Why I started writing (continued)

I took all the advanced English courses when I was in high school and thus missed a gem that most Americans have read by the time they are eighteen – The Old Man and the Sea by Ernest Hemingway.  Apparently, in my high school, that was reserved for the regular English courses.

 I was much older when I read it, listened to it, actually, on CD while commuting to work, and I understand now both why my high school friends hated reading it and why it is classical literature.

They hated it because not much happens.  An old dude goes out by himself on the ocean and catches a monstrous fish and …, well, I won’t give the ending away.  You’ll have to read it for yourself.  But that’s about it for action.

It’s classical literature for many reasons.  Hemingway said it was the best he ever wrote.  Many agreed, and he won a Pulitzer Prize for it, and it was a major factor in him receiving the Nobel Prize for Literature.  It’s well worth reading if, like me, you missed out on the opportunity to read it when you were younger.

One of the themes of the book that struck a chord for me is the consequences of aging.  The old man is not willing to accept his aging, and he believes that through stubbornness, a lifetime of acquired skills, and simply sheer will, he can avoid those consequences.  However, in the end, the old man discovers there is no escape.  Hemingway was fifty-two years old when he wrote The Old Man and the Sea and I have to believe he was feeling his age at the time.

I’ve often wondered why high school teachers ask their young students to read this work.  It does have obvious credentials, but so do many other works.  It’s short, so it makes Hemingway accessible to teenagers, not many of them would get through For Whom the Bell Tolls, for instance, so that’s a possibility.  But I think there might be another reason.

For me, reading The Old Man and the Sea helped instill a desire to ‘seize the day’, to act while I still could.  I know there are many things I cannot do today that I did with ease twenty or thirty years ago.  I also know that twenty years from now, I won’t be able to do things that I can do today.  Maybe being asked to read The Old Man and the Sea isn’t the curse most American high school students think it is.  Maybe it’s more a gift from their teachers to encourage them not to waste their youth, but rather to make their lives meaningful.  I think there’s a message in it for all of us not to put off doing things that are important to us.

Along with reading The Old Man and the Sea, I’d read some of Jack McDevitt’s work.  He also waited until much later in life to start writing.  Then I read a fun book by Terry Brooks on becoming a writer and I decided I would at least take a creative writing class.  I had many ideas kicking around in my head, the basic concept of Beaches of Brazil had been there almost twenty years, but I didn’t know what to do with those ideas.  

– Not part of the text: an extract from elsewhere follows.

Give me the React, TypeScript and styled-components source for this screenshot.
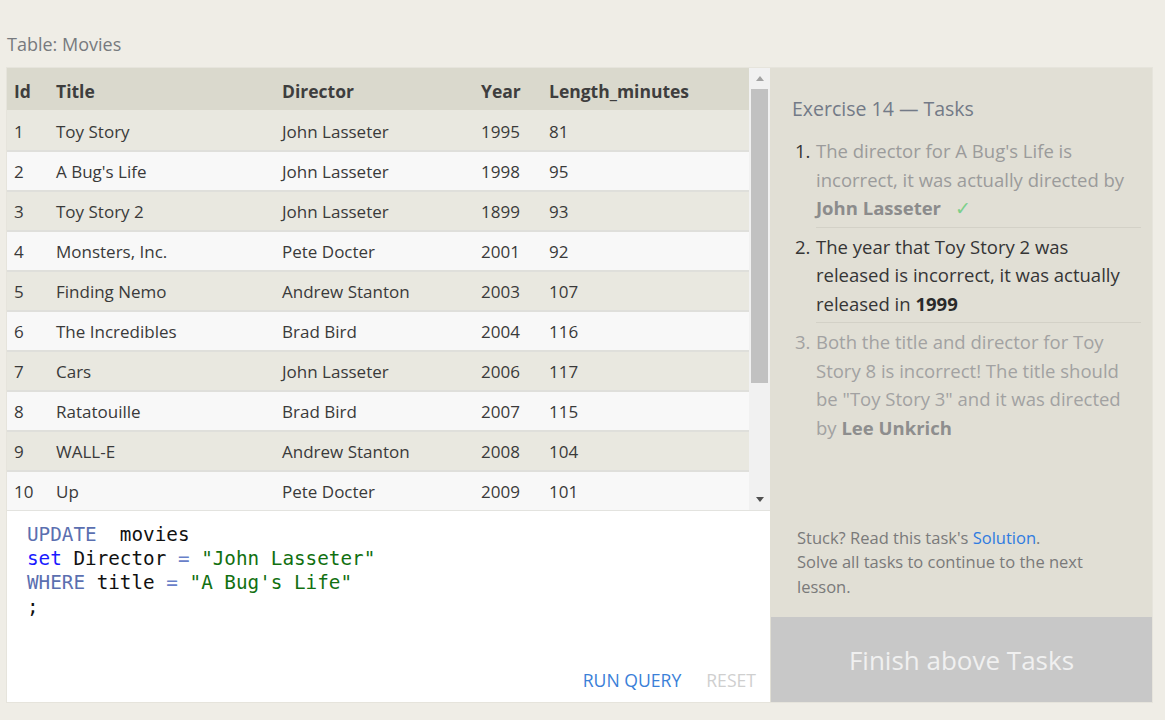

My first piece I wrote for the creative writing class was an Ode to Manchester United, and I couldn’t have chosen a better topic for myself.  I didn’t even try to make the poetry rhyme or follow the proper structure of an ode, but my teacher and the class loved it anyway.  That experience, along with the quote from Hemingway about first drafts, freed me from many of the mental constraints I’d placed on myself and allowed me to finally enjoy writing.

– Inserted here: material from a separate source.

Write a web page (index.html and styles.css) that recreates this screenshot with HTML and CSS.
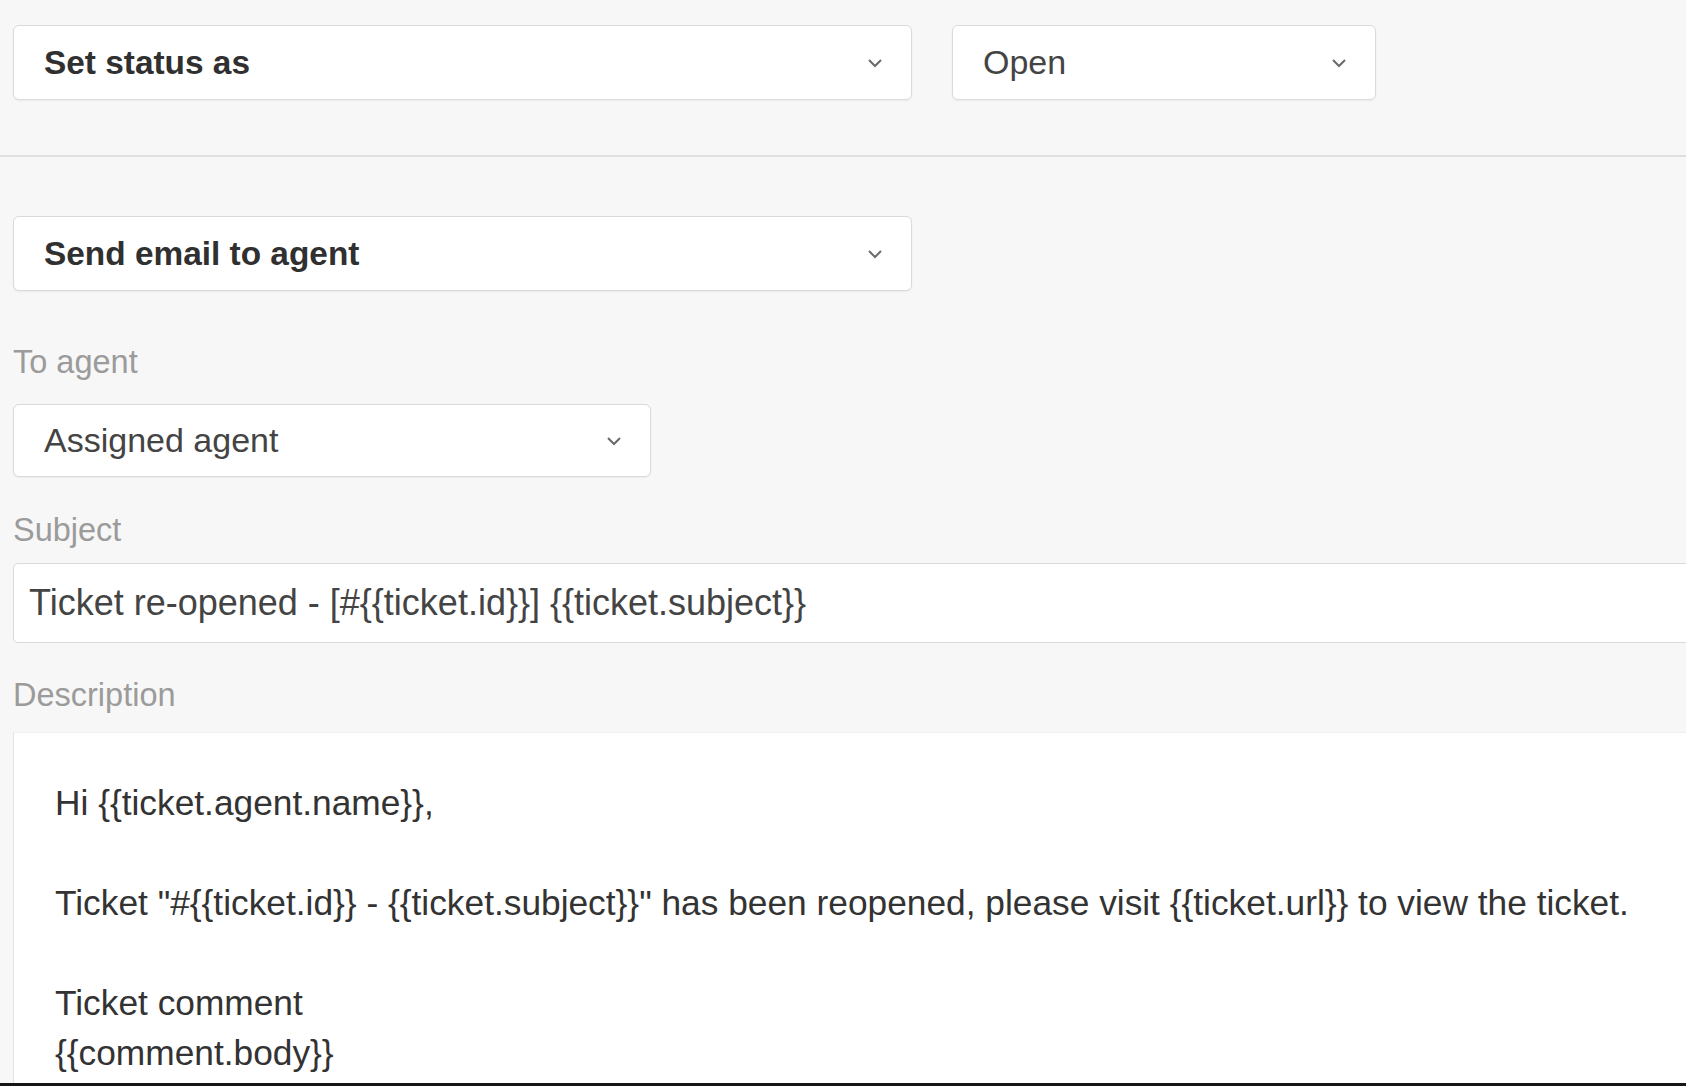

So I decided to seize the day.

Even if I had never sold any of my work, I wouldn’t have considered writing a waste of time.  It’s important to me.  I love writing, I love the process, and, as I said in a previous blog, I’ve become hopelessly addicted to it.

My goal is now to publish twenty novels before I turn seventy!

Cheers,

Bernard

Why start writing? Why now?

I started writing my first novel when I was about ten.  My best friend at the time, Matt, and I began co-writing it one summer.  It was an amazing science fiction tale of a multi-ethnic crew flying a space ship around the stars and had, you know, nothing to do with that little television show by some guy named Gene.

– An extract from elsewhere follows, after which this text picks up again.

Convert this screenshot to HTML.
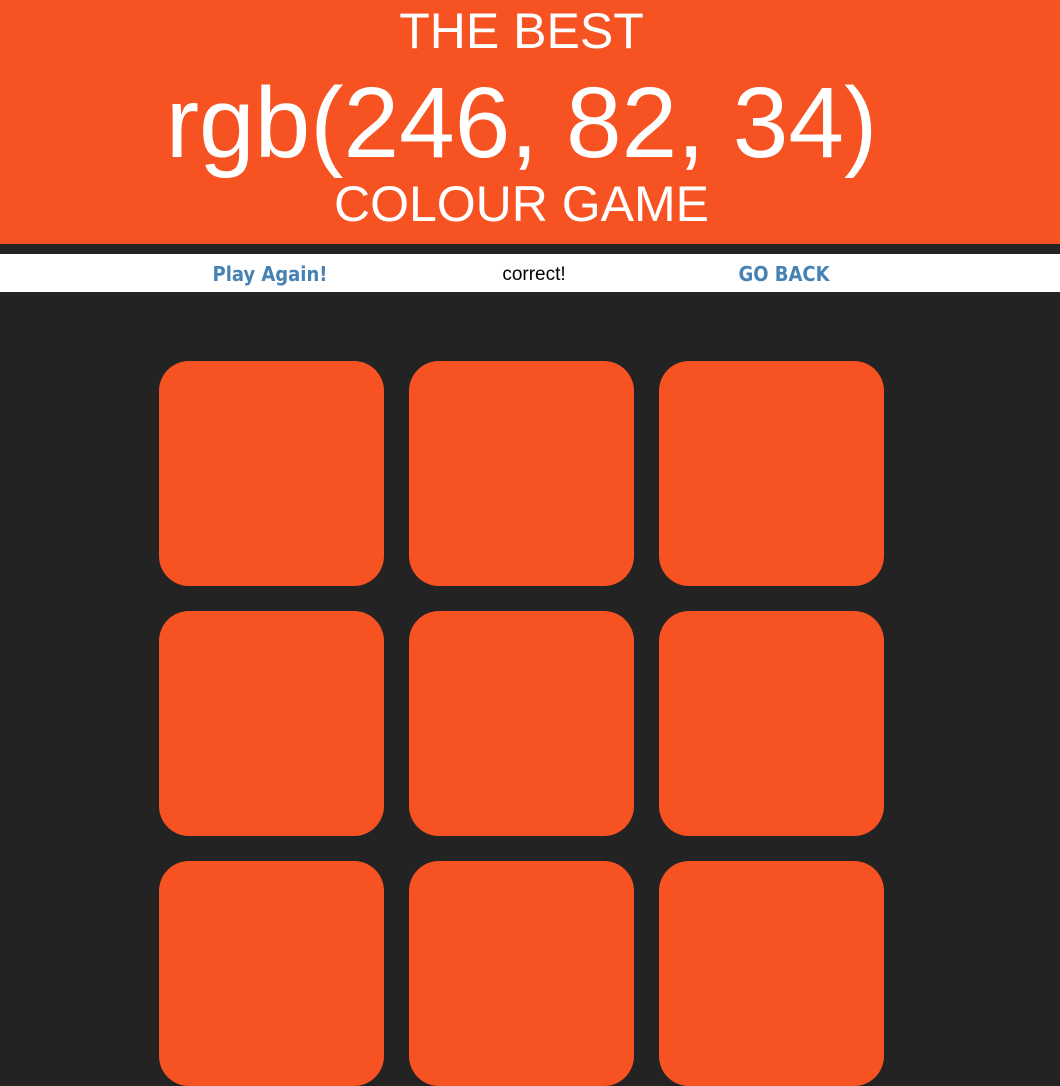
<!DOCTYPE html>
<html><head><style>
body{margin:0;background:#232323;width:1060px;height:930px;overflow:hidden;font-family:"Liberation Sans",sans-serif;}
.h{position:absolute;left:0;top:0;width:1060px;height:244px;background:rgb(246,82,34);color:#fff;text-align:center;}
.h div{position:absolute;left:0;width:1043px;}
.nav{position:absolute;left:0;top:254px;width:1060px;height:38px;background:#fff;font-size:18px;}
.nav span{position:absolute;top:8px;transform:translateX(-50%);white-space:nowrap;}
.b{color:#4682b4;font-weight:bold;font-family:"DejaVu Sans Condensed","DejaVu Sans",sans-serif;font-size:20px;}
.sq{position:absolute;width:225px;height:225px;border-radius:30px;background:rgb(246,82,34);}
</style></head><body>
<div class="h">
<div style="top:3px;font-size:50px;line-height:56px;">THE BEST</div>
<div style="top:68px;font-size:100px;line-height:110px;">rgb(246, 82, 34)</div>
<div style="top:176px;font-size:50px;line-height:56px;">COLOUR GAME</div>
</div>
<div class="nav">
<span class="b" style="left:270px;">Play Again!</span>
<span style="left:534px;font-size:19px;top:10px;">correct!</span>
<span class="b" style="left:784px;">GO BACK</span>
</div>
<div class="sq" style="left:159px;top:361px"></div>
<div class="sq" style="left:409px;top:361px"></div>
<div class="sq" style="left:659px;top:361px"></div>
<div class="sq" style="left:159px;top:611px"></div>
<div class="sq" style="left:409px;top:611px"></div>
<div class="sq" style="left:659px;top:611px"></div>
<div class="sq" style="left:159px;top:861px"></div>
<div class="sq" style="left:409px;top:861px"></div>
<div class="sq" style="left:659px;top:861px"></div>
</body></html>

My memory is that we got to about chapter seven and they were orbiting Jupiter or somewhere, but then school started and we moved on.  I’m not sure whatever happened to our adventurers, but I always kind of wanted to finish that book.

I wrote lots in school, just like everyone else, I suppose, and received a certain amount of recognition for my work, including winning a competition, being published in a local journal and receiving an award at the Air Force Squadron Officer School.

But fiction was different.  Whenever I tried to write fiction, I hated the results.

It was fun to write, but then I’d go back a few days later and re-read what I had written and I’d hate it.  Somewhere along the way, I gave up.

I eventually even stopped reading fiction.  I focused on histories and biographies, books on science and religion, philosophy and economics, and a wide variety of other topics.  I felt like I was done wasting my time on fiction.  This period of my life lasted about ten years.
Then I discoverd the thing that I’m sure everyone else already knew about fiction.  When you’re dealing with facts, you can’t honestly get inside someone’s head.  You can try to guess why someone did something, you can even report what they said about why they did it, but you can’t get inside their head to know why they actually did the thing they did.  Often, they don’t understand it themselves.  Only fiction allows you to truly deal with people’s motivations.

So I returned to reading fiction, just ‘high-minded’ literature at first, of course, like Hemingway and Steinbeck, but I soon began reading other stories and loving them.

As soon as I began reading fiction again, the desire to write returned.

The pieces finally fell together and I was able to take a writing course.  The teacher shared a quote from Hemingway that changed my life.  Hemingway said, “First drafts are excrement.”

That was it!  That’s why I loved writing something and hated reading it later.  It was excrement!

For me, this was liberating.  It was license to write crap.  I could enjoy the process.  I could write to my heart’s content without worrying about the quality of the first draft.  And write I did.  And I loved it.

Then I discovered something else about myself.  I loved rewriting just as much.  Many writers talk about it being a chore, but I don’t feel that way.  I enjoy the process.  My first novel, Communion, which is due out in October, has been rewritten at least fifteen times and it has never gotten old.  Each draft is better than the previous, and it’s moved way beyond Hemingway’s excrement to something I’m immensely proud of and hope my readers will enjoy.

That’s why I started writing now and how I got hopelessly addicted to it.